Hosting Security Requirements for Investigative Journalists — pyrite

Purpose

This document defines security and privacy requirements for Pyrite deployments, with particular attention to the threat model facing investigative journalists. Requirements are informed by documented patterns of legal compulsion against centralized service providers (see: Proton Mail transparency report analysis, MLAT laundering of law enforcement requests against activists, Swiss flat-rate surveillance billing changes).

The core principle: minimize what exists, distribute what remains, make centralized collection architecturally impossible rather than contractually promised.

Deployment Tiers

Pyrite supports three deployment models with different trust assumptions. Requirements vary by tier.

Tier 1: Self-Hosted (Maximum Security)

Journalist runs the docker container on their own hardware. No third-party provider in the chain. Legal compulsion requires a physical warrant under the journalist's home jurisdiction.

Tier 2: Journalist-Managed VPS (Moderate Security)

Journalist spins up the container on a VPS of their choosing. They control the relationship with the hosting provider and evaluate their own threat model. Pyrite's security properties should hold regardless of hosting provider.

Tier 3: TCP Managed Hosting (Convenience)

TCP operates shared infrastructure for journalists who don't want to manage their own deployment. TCP becomes the service provider and assumes the legal compulsion exposure that comes with it.

---

REQ-1: No IP Address Logging

REQ-1.1: Application-Level IP Logging

Pyrite MUST NOT log client IP addresses in application logs by default.

Pyrite MUST NOT store IP addresses in any database, cache, or persistent storage.

Pyrite MUST NOT include IP addresses in error logs, audit trails, or analytics.

There MUST be no configuration option to enable IP logging. This is a design constraint, not a policy choice. If the capability doesn't exist, it cannot be compelled.

REQ-1.2: Web Server / Reverse Proxy Configuration

The default docker container configuration MUST configure the web server (nginx, caddy, etc.) to NOT log access IPs.

If access logs are enabled for debugging, they MUST use a placeholder or hash instead of real IP addresses.

Documentation MUST warn operators about web server default logging behavior and provide hardened configurations.

REQ-1.3: Audit Checklist

[ ] Grep entire codebase for `request.remote_addr`, `X-Forwarded-For`, `X-Real-IP`, `REMOTE_ADDR` and equivalent patterns.

[ ] Verify no ORM models or database columns store IP-like data.

[ ] Verify docker container entrypoint scripts configure web server log format without IPs.

[ ] Verify error handling / exception reporting does not capture request metadata containing IPs.

---

REQ-2: Minimal Account Metadata

REQ-2.1: Account Creation

For self-hosted (Tier 1) and journalist-managed (Tier 2) deployments, Pyrite SHOULD operate without user accounts entirely -- single-user or shared-secret access is sufficient.

For managed hosting (Tier 3), account creation MUST NOT require:

- Real name - Phone number - Recovery email address - Any identity-linking information

Accounts SHOULD be identified by a username/handle only.

Account creation MUST be possible over Tor without CAPTCHAs or additional verification that would degrade anonymity.

REQ-2.2: Account Metadata Storage

Pyrite MUST NOT store account creation timestamps with greater precision than the calendar date.

Pyrite MUST NOT store the IP address or user agent used at account creation.

Pyrite MUST NOT store login history, session history, or access timestamps per-account.

REQ-2.3: Audit Checklist

[ ] Review account/user model for all stored fields.

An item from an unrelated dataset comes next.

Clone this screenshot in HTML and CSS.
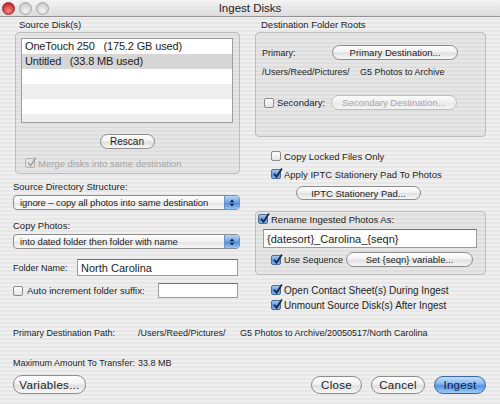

Document each field and justify its necessity.

[ ] Verify no "created_at" or "last_login" timestamps with sub-day precision.

[ ] Verify no session table retains historical login records.

[ ] Verify registration flow does not require identity-linking data.

---

REQ-3: Private Repository Encryption

REQ-3.1: Encryption at Rest (Tier 3 Managed Hosting)

Private KB content MUST be encrypted at rest on the server.

For managed hosting, the strongest posture is zero-knowledge architecture: content is encrypted client-side and the server holds only opaque blobs.

If zero-knowledge is not feasible for features requiring server-side processing (search indexing, MCP integration), this MUST be clearly documented in the threat model so journalists can make informed decisions.

REQ-3.2: Encryption Key Management

Encryption keys for private KBs MUST NOT be stored alongside the encrypted data.

For zero-knowledge deployments, keys MUST reside exclusively on the client.

For server-side processing deployments, keys SHOULD be held in memory only and derived from user credentials, never written to disk in plaintext.

REQ-3.3: What a Court Order Could Reach

Document explicitly what data a court order served on a Tier 3 managed hosting operator would be able to obtain. This document MUST be published and accessible to all users.

The goal is: encrypted content blobs (useless without keys), minimal account metadata (per REQ-2), and no IP logs (per REQ-1).

REQ-3.4: Audit Checklist

[ ] Map all data flows for private KB content: creation, storage, retrieval, search, MCP access.

[ ] Identify every point where plaintext private content exists on the server (in memory or on disk).

[ ] Verify encryption at rest implementation -- algorithm, key derivation, key storage.

[ ] Document the "court order disclosure surface" -- everything that could be handed over under legal compulsion.

---

REQ-4: Git-Native Security Properties

REQ-4.1: Leverage Git's Existing Security Model

Pyrite's git-native storage SHOULD leverage git's built-in integrity verification (SHA hashes on every object).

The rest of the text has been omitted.